Got two out of three birds I shot at. It took one field for him to get his energy burned off but after that, he did point two flocks and a single bird just fine and did exactly what he was supposed to do. It's the first hour of his enthusiasm that is a chore watching him run flat out for a couple of miles.


----------



## 94NDTA

indsport said:


> Got two out of three birds I shot at. It took one field for him to get his energy burned off but after that, he did point two flocks and a single bird just fine and did exactly what he was supposed to do. It's the first hour of his enthusiasm that is a chore watching him run flat out for a couple of miles.


What kind of dog? All of our setters have been that way, my lab is not lol.


----------



## Dick Monson

You fellows did good. Just being out there is an accomplishment. Today I saw one other hunting crew, yesterday none.

It was a heavy dew last night that kept the grass wet until 10:30 this morning. I had both Sam and Carly along today. They don't hunt well together, much better alone. Seems one is always running into the other or covering the same ground. I think they concentrate better when I put down one at a time.

We were out on the coteau again this morning.










The East Coast guys claim if you find a Mylar balloon it will bring you luck. And we did. And I needed luck.










Sam and Carly pretty much went nuts on the whole first cover, busting 2 coveys way out there. On the second cover I put Sam up and took the pup. We had a long dry walk with no scent. She will still flash point mice, etc, and there were plenty of those, but you see the difference by the intensity of the body language. We were almost back to the truck where the alfalfa field met the section line on a little hill. I was shuffling along, bemoaning my rotten shooting yesterday, sore feet, gee look at all those hoppers, and then she had a good point.










I walked in past her and had a perfect covey rise as they tried to crest the little hill.
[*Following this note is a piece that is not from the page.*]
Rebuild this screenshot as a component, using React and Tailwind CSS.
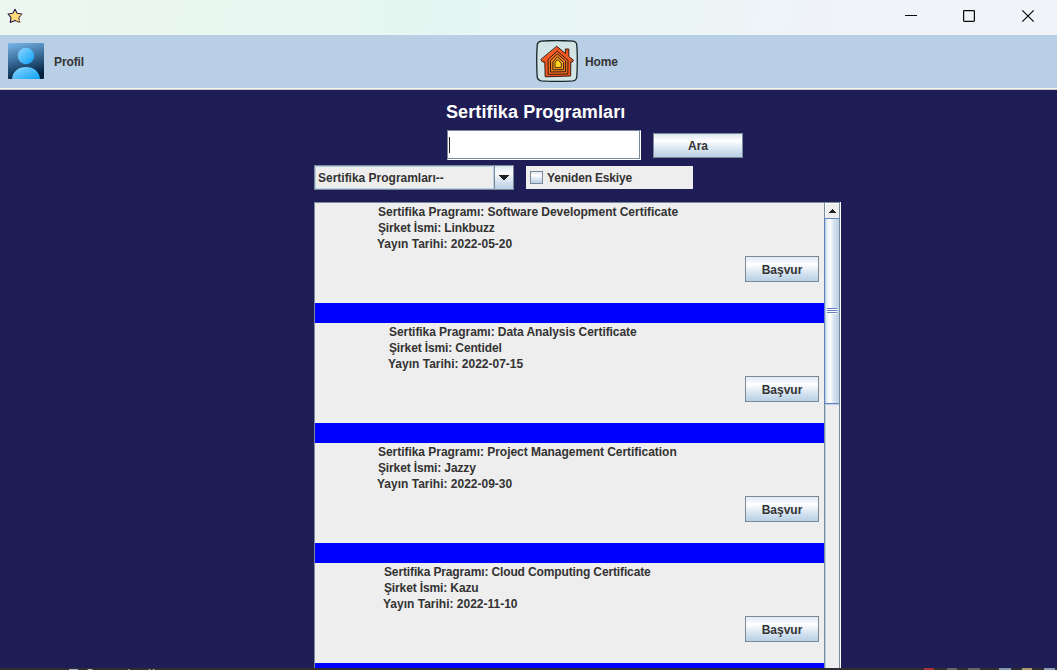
import React from "react";

const programs = [
  { pad: "pl-[63px]", tracking: "tracking-[-0.025px]", name: "Software Development Certificate", company: "Linkbuzz", date: "2022-05-20" },
  { pad: "pl-[74px]", tracking: "tracking-[-0.06px]", name: "Data Analysis Certificate", company: "Centidel", date: "2022-07-15" },
  { pad: "pl-[63px]", tracking: "tracking-[-0.04px]", name: "Project Management Certification", company: "Jazzy", date: "2022-09-30" },
  { pad: "pl-[69px]", tracking: "tracking-[-0.13px]", name: "Cloud Computing Certificate", company: "Kazu", date: "2022-11-10" },
];

const metal = "bg-[linear-gradient(to_bottom,#dde8f3_0%,#ffffff_30%,#dde8f3_60%,#b8cfe5_100%)]";

function TitleBar() {
  return (
    <header className="flex h-[35px] shrink-0 items-start bg-[linear-gradient(100deg,#ecf7ef_0%,#e5f6f2_42%,#e8f6f4_52%,#f0f3f8_80%,#f1f3f8_100%)]">
      <svg className="mt-2 ml-[7px]" width="16" height="16" viewBox="0 0 16 16">
        <path d="M8 1.2 L10.2 5.2 L15 6 L11.8 9.6 L12.8 14.5 L8 12.4 L3.2 14.5 L4 9.6 L1 6 L5.8 5.2 Z" fill="#ffdc7a" stroke="#fff" strokeWidth="2.6" strokeLinejoin="round" />
        <path d="M8 1.2 L10.2 5.2 L15 6 L11.8 9.6 L12.8 14.5 L8 12.4 L3.2 14.5 L4 9.6 L1 6 L5.8 5.2 Z" fill="#ffdc7a" stroke="#1c1b45" strokeWidth="1.1" strokeLinejoin="round" />
        <path d="M14.6 6.6 L11.8 9.6 L12.8 14.5 L9 12.8" fill="none" stroke="#ffc964" strokeWidth="1" strokeDasharray="1.5 1.5" />
      </svg>
      <svg className="mt-[9px] ml-auto" width="130" height="14" viewBox="0 0 130 14" fill="none" stroke="#080808">
        <path d="M0 6.5H12" />
        <rect x="58.6" y="1.6" width="10.8" height="10.8" rx="0.8" strokeWidth="1.2" />
        <path d="M117.3 1.3L128.7 12.7M128.7 1.3L117.3 12.7" strokeWidth="1.2" />
      </svg>
      <div className="w-[22px]" />
    </header>
  );
}

function ProfileIcon() {
  return (
    <svg width="36" height="36" viewBox="0 0 36 36">
      <defs>
        <linearGradient id="pbg" x1="0" y1="0" x2="0.25" y2="1">
          <stop offset="0" stopColor="#78b6ea" />
          <stop offset="0.5" stopColor="#3c6f9c" />
          <stop offset="1" stopColor="#022340" />
        </linearGradient>
        <linearGradient id="pfg" x1="0" y1="0" x2="1" y2="1">
          <stop offset="0" stopColor="#90d8ff" />
          <stop offset="1" stopColor="#08a0f5" />
        </linearGradient>
        <clipPath id="pclip"><rect width="36" height="36" rx="1" /></clipPath>
      </defs>
      <g clipPath="url(#pclip)">
        <rect width="36" height="36" fill="url(#pbg)" />
        <circle cx="18" cy="13" r="8.2" fill="url(#pfg)" />
        <path d="M4 37C4 29 10 24 18 24S32 29 32 37Z" fill="url(#pfg)" />
      </g>
    </svg>
  );
}

function HomeIcon() {
  return (
    <svg width="42" height="42" viewBox="0 0 42 42" strokeLinejoin="round" strokeLinecap="round">
      <path d="M5 1.2Q20 -0.2 37 1.2Q40.6 1.8 40.8 5Q41.8 20 40.8 37Q40.2 40.6 37 40.9Q20 42 5 40.8Q1.6 40.2 1.2 37Q0.2 20 1.2 5Q1.6 1.8 5 1.2Z" fill="#d3e4e4" stroke="#17242a" strokeWidth="1.3" />
      <path d="M21 6.5L29.5 13.5L29.3 9H32.8V16.5L37.5 20.3L36.3 22L34.8 21.8L34.6 36L9.2 36.8L8.8 22L6.6 22L5 19.8Z" fill="#f4581f" stroke="#351b12" strokeWidth="1" />
      <path d="M21.5 11.4L32 20.3L31.8 34L12.2 34.4L12 20Z" fill="#f26a20" stroke="#351b12" strokeWidth="1" />
      <path d="M21.6 14.2L29.7 21L29.5 31.7L14.6 32L14.4 21Z" fill="#f58620" stroke="#351b12" strokeWidth="1" />
      <path d="M21.7 17L27.6 22.3V29.6L16.9 29.8V22.4Z" fill="#fba41d" stroke="#351b12" strokeWidth="1" />
      <path d="M21.8 19.8L25.3 23V27.6H19V23Z" fill="#ffd51f" stroke="#351b12" strokeWidth="0.9" />
    </svg>
  );
}

function MenuBar() {
  return (
    <nav className="flex h-[55px] shrink-0 border-b border-[#cccdc6] bg-[#b8cfe5]">
      <div className="flex w-full items-start border-b border-[#f4f6f5]">
        <div className="flex w-[528px] items-center pt-2 pl-2">
          <ProfileIcon />
          <span className="ml-[10px] pt-0.5 tracking-[-0.1px]">Profil</span>
        </div>
        <div className="flex items-center pt-[5px] pl-2">
          <HomeIcon />
          <span className="ml-[7px] pt-0.5 tracking-[-0.1px]">Home</span>
        </div>
      </div>
    </nav>
  );
}

function ProgramRow({ program }) {
  return (
    <li>
      <div className="flex h-[100px] flex-col bg-[#eeeeee]">
        <div className={"pt-px leading-4 whitespace-nowrap " + program.pad}>
          <p className={program.tracking}>Sertifika Pragramı: {program.name}</p>
          <p className="tracking-[-0.13px]">Şirket İsmi: {program.company}</p>
          <p className="-ml-px">Yayın Tarihi: {program.date}</p>
        </div>
        <button className={"mt-1 mr-[5px] h-[26px] w-[74px] self-end border border-[#7a8a99] pt-px text-[12px] " + metal}>Başvur</button>
      </div>
      <div className="h-5 bg-[#0000ff]" />
    </li>
  );
}

function ScrollBar() {
  return (
    <div className="flex w-[15px] shrink-0 flex-col border-l border-[#7a8a99] bg-[#eeeeee]">
      <div className="flex h-[15px] shrink-0 items-center justify-center border-t border-l border-white pr-px">
        <svg width="9" height="5" viewBox="0 0 9 5" shapeRendering="crispEdges"><path d="M4 0H5V1H6V2H7V3H8V4H1V3H2V2H3V1H4Z" fill="#222" /></svg>
      </div>
      <div className="-ml-px flex h-[186px] shrink-0 items-center justify-center border-y border-l border-[#6382bf] bg-[linear-gradient(to_right,#b8cfe5_0,#b8cfe5_1px,#dde8f3_1px,#ffffff_5px,#dde8f3_8px,#b8cfe5_14px)] pb-px">
        <div className="flex flex-col">
          <i className="h-0.5 w-[10px] border-t border-[#6382bf] bg-white" />
          <i className="h-0.5 w-[10px] border-t border-[#6382bf] bg-white" />
          <i className="h-0.5 w-[10px] border-t border-[#6382bf] bg-white" />
        </div>
      </div>
      <div className="flex-1 border-t border-l border-[#b8cfe5]" />
    </div>
  );
}

export default function App() {
  return (
    <div className="flex h-[670px] w-[1057px] flex-col overflow-hidden bg-[#1f1d56] font-['Liberation_Sans',Arial,sans-serif] text-[12px] font-bold text-[#333333]">
      <TitleBar />
      <MenuBar />
      <main className="flex h-[578px] shrink-0 flex-col overflow-hidden pl-[314px]">
        <h1 className="mt-[10px] ml-[132px] h-6 text-[18px] leading-6 tracking-[0.11px] whitespace-nowrap text-white">Sertifika Programları</h1>
        <div className="mt-[6px] ml-[133px] flex items-center gap-3">
          <div className="h-[30px] w-[194px] border-t border-r border-b border-l border-t-[#7a8a99] border-r-white border-b-white border-l-[#7a8a99] bg-white">
            <div className="flex h-full items-center border-r border-b border-[#7a8a99] pl-px">
              <i className="h-4 w-px bg-[#222]" />
            </div>
          </div>
          <button className={"h-[25px] w-[90px] border border-[#7a8a99] pt-px " + metal}>Ara</button>
        </div>
        <div className="mt-[5px] flex items-center gap-3">
          <div className="flex h-[25px] w-[200px] border border-[#7a8a99] bg-[#eeeeee]">
            <div className="flex flex-1 items-center border border-[#b8cfe5] pl-[2px] tracking-[-0.01px]">Sertifika Programları--</div>
            <div className={"flex w-[19px] items-center justify-center border-l border-[#7a8a99] " + metal}>
              <svg width="10" height="5" viewBox="0 0 10 5" shapeRendering="crispEdges"><path d="M0 0H10V1H9V2H8V3H7V4H6V5H4V4H3V3H2V2H1V1H0Z" fill="#222" /></svg>
            </div>
          </div>
          <label className="flex h-[23px] w-[167px] items-center bg-[#eeeeee] pl-1">
            <span className={"h-[13px] w-[13px] border border-[#7a8a99] " + metal} />
            <span className="ml-1 tracking-[-0.17px]">Yeniden Eskiye</span>
          </label>
        </div>
        <section className="mt-3 flex h-[500px] w-[527px] shrink-0 border-r border-white">
          <div className="flex w-[526px] border-t border-r border-l border-[#7a8a99]">
            <ul className="w-[509px] shrink-0">
              {programs.map((p) => <ProgramRow key={p.name} program={p} />)}
            </ul>
            <ScrollBar />
          </div>
        </section>
      </main>
      <footer className="flex h-[2px] shrink-0 overflow-hidden bg-[#302d31] text-[13px] leading-[14px] font-normal text-[#c5c5c5]">
        <span className="mt-px ml-[69px] h-3 w-[9px] border border-[#a0b0c8]" />
        <span className="-mt-px ml-[7px] tracking-[1px]">Console</span>
        <span className="-mt-[3px] ml-2">×</span>
        <span className="ml-auto h-[2px] w-[10px] bg-[#a43038]" />
        <span className="ml-[13px] h-[2px] w-[10px] bg-[#686469]" />
        <span className="ml-[11px] h-[2px] w-[12px] bg-[#66636a]" />
        <span className="ml-[19px] h-[2px] w-[12px] bg-[#8798aa]" />
        <span className="ml-[11px] h-[2px] w-[10px] bg-[#a99968]" />
        <span className="mr-[2px] ml-[12px] h-[2px] w-[11px] bg-[#8c9cb0]" />
      </footer>
    </div>
  );
}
Shot a double, Carly found both, life was good, feet weren't so sore, what a good hunter am I. Don't ever say that. God doesn't like it. We came down the other side of the hill and there was a patch of plum bushes in the fence by the section line. Carly pointed again. Had to be the same covey that just flushed before. I crossed the fence to get on the other side of the bushes, sure that they would flush upwind into me. Glanced back for the dog, then looked forward and they were all in the air, right in my face. Missed both barrels. From riches to rags.

Had lunch on the endgate and talked it over with the dogs. Carly had a few miles on her by now but Sam was rested so I tried another hay field down the road. This one had a corn field beside it. Sam had scent but lost it and then ducked into the corn. I should have been high stepping because 4 grouse came straight up out of the corn, just out of range. Whistled him out of the corn into the alfalfa and he picked scent again. Got a real nice point and that was 3 for the day.










The grouse inspector.










I think I'll have to go to work on Monday just to rest up.


----------



## 94NDTA

I know my dogs are happy I'm going to work to get some needed rest. Nice work.


----------



## alleyyooper

Beautiful dogs Dick.

 Al


----------



## Habitat Hugger

Great hunt. Especially nice to watch a young dog work! 
I LOVE hunting pre pheasant season sharp tails! Usually lots of birds, great fall weather, etc.


----------



## Dick Monson

Went out today to an old favorite spot I haven't been to since Duke died. A memory over every hill. Grouse season should be called "I almost got a grouse" season. Cold and windy and they wouldn't hold for &^%$. Put up 17 birds in 5 flushes. One little bastage let me flush him twice and he still got away. Hope he drowned in the lake but I doubt it. Had 2 head on shots, just a bit to the side, and missed those too. Felt like Charlie Brown. The dogs had fun. Sam had a couple good points, one at 105 good long paces. (5 birds). I walked in between Sam and the birds, thinking they couldn't possibly be that far out and they got up behind me. Sam put up a pair of coyotes that stopped to give him the once over. Neat how they do that when they don't see a human. Sam gave them the "I am a Rambo Lion" routine and they took off. Carly came and stood behind me. Brave dog. Soooooo, the grouse won again.

Hoping for a trip west, they are getting wild around here.


----------



## alleyyooper

Memory's made and remembered. I consider a day spent with dogs a great day as they don't find fault although some of the looks you get?

 Al


----------



## kingcanada

I haven't made it to ND yet, but I did make the 4 1/2 hour drive over to where "Mikey likes it" lives and we had incredible grouse hunting. This was my first real go around with early season birds, grouse with manners. Both of our dogs found plenty of grouse and the 28 ga. was most adequate. I have dreamt of early birds for decades but my schedule always screwed the deal on going to where that are. My schedule may have to change permanent! I know the grouse will be wised up in ND by November, but I am looking forward to the dance! Large bores and tight chokes...


----------